Voices from the Moon is another masterful work by Andrew Chaikin, author of 1994’s A Man on the Moon, which was the basis of the popular HBO miniseries, From the Earth to the Moon.

For everyone who has ever looked at the sky and wondered what it was like to travel to the Moon, this book is a jewel to savor. This volume is a collection of carefully documented, selected, and organized interviews with twenty-three of the twenty-four Moon voyagers. Only Jack Swigert, who died in 1982, is missing.

The author guides the reader into the story as the astronauts recount their formative years. Readers can easily relate to Jim Lovell, who wanted to be a rocket engineer and wrote a paper at the Naval Academy about liquid-fueled rockets, and to Pete Conrad, who took his first airplane ride at five years old, elbowing his way right to the front seat.

What makes this book stand out over others are the spectacular high-definition photographs, which are expertly knitted to the words of the astronauts throughout the phases of the missions. Unlike many other photo histories, these images are precisely matched to the text page by page, leading the reader on a journey to the Moon and helping him or her to estimate the experience of walking on the lunar surface.

Chaikin’s engaging interview questions prompt the astronauts to convey incredibly detailed descriptions of their missions. The astronauts vividly recall launch, translunar injection, and receding from the Earth as it diminishes in size. Perhaps some of the most thoughtful responses are of the Earth at lunar distance. Apollo 8’s Bill Anders said, “The biggest philosophy, foundation-shaking impression was seeing the smallness of the Earth… Even the pictures don’t do it justice, because they always have this frame around them… It’s not how small the Earth was, it’s just how big everything else was” (p. 159).

Most of the astronauts who landed describe walking on the Moon as an experience that moved them in some way. Apollo 14’s Ed Mitchell said it was much like the simulations, “so there wasn’t anything you should’ve been terribly amazed at, except you were amazed at it” (p. 66).

The command module pilots also give such vivid portrayals that the reader can imagine what the journey was like. Apollo 14’s Stu Roosa shares that in lunar orbit, “you feel that darkness. I don’t know how you feel darkness, but you do… And then a remarkable thing happens. You come around, and instantaneously it’s sunlight” (p. 111).

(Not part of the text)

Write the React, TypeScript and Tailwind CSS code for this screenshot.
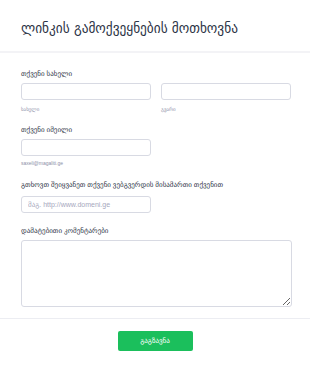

The book flows smoothly through the chronological order of the missions and the astronauts provide succinct reflections on the Apollo program. Apollo 15’s Dave Scott summed it up this way: “Look at the system we had, and how well it worked. Not one single LM [lunar module] failure. Not one single backpack failure. Not one single rover failure… That’s magnificent! Nobody builds hardware and does that. Airplanes don’t do that. Nothin’ works that well… That’s the beauty of the program, I think, from the astronaut point of view. The association with the best people in the world” (p. 187).

From training in the desert, to the solitary revolutions of seven command module pilots, to the search for the rim of Cone crater, Andrew Chaikin has created a masterpiece of words and images that is unparalleled. Voices from the Moon will not take up space on your bookshelf — you will want to leave it out to lure in family and friends. The photo sized book is still small enough to travel well in a briefcase or backpack for space enthusiasts to engage colleagues or strangers en route to work or school. This book is not just a first-hand history of the Apollo missions. It is a virtual journey to the Moon and back.